» **What is required**
How many lines in this material include the string "Recreate"? Answer with the number and nothing further.

══ Extracted entries

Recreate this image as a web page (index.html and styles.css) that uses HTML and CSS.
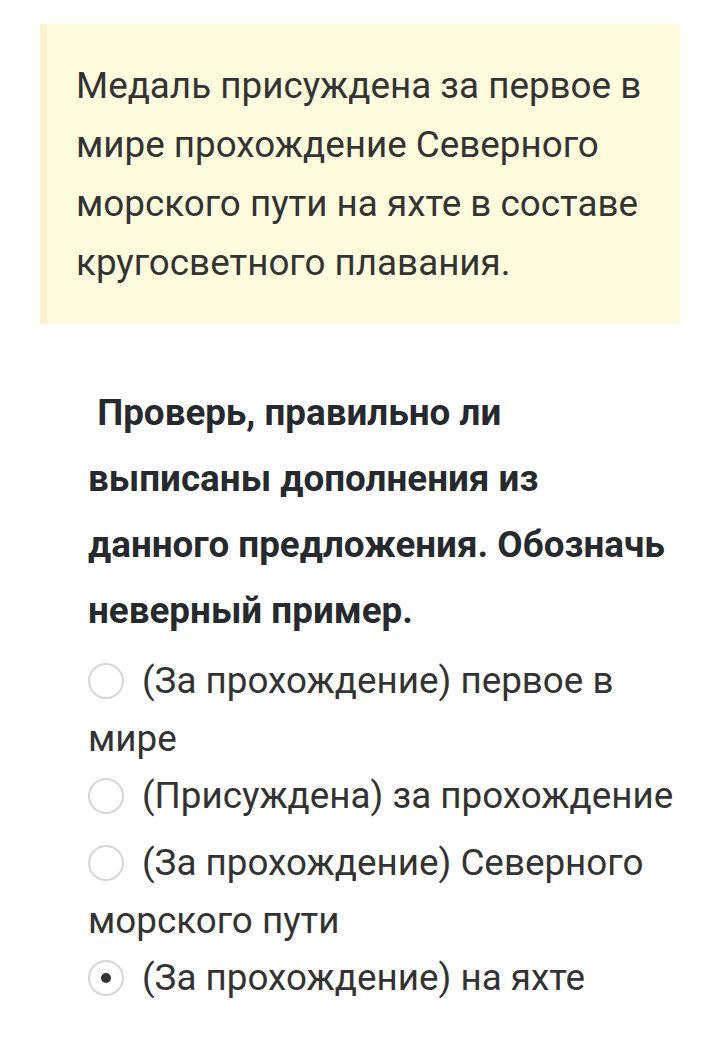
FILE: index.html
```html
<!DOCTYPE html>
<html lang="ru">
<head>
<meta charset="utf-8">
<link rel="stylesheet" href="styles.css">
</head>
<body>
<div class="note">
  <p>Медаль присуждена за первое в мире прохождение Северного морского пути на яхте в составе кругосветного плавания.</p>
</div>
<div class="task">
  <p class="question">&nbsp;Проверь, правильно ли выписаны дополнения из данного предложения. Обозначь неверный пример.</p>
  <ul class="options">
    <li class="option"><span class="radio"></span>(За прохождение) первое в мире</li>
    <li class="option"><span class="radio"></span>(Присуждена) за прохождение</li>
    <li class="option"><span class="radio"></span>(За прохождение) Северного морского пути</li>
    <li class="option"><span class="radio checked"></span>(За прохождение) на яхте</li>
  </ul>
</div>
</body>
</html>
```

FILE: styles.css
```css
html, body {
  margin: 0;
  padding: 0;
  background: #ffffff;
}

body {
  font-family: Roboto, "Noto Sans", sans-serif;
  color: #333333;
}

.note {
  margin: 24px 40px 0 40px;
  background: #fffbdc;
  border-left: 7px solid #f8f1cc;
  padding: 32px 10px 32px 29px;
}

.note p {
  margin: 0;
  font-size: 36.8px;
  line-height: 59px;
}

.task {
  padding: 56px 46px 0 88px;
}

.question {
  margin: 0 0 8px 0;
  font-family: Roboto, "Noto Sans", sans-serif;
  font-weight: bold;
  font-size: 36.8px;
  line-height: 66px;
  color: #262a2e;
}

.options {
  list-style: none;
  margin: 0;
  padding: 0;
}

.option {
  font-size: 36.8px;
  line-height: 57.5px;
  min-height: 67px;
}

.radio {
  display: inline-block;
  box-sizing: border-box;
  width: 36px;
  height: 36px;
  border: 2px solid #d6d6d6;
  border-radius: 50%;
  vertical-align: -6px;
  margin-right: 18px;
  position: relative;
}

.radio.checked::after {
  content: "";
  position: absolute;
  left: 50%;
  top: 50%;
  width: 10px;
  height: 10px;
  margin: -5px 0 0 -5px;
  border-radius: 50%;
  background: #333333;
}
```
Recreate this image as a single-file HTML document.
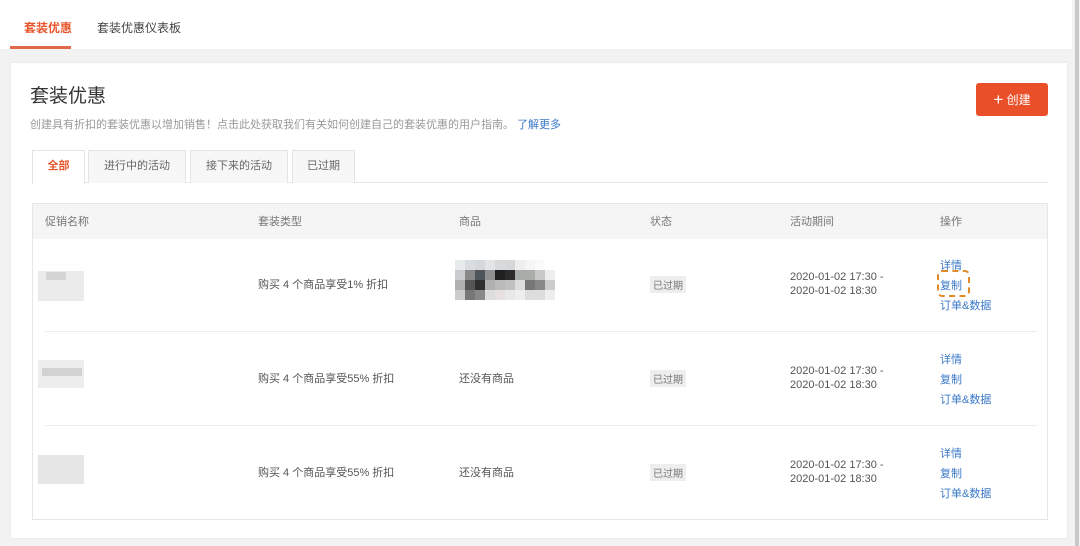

════

» **Result for this task**
2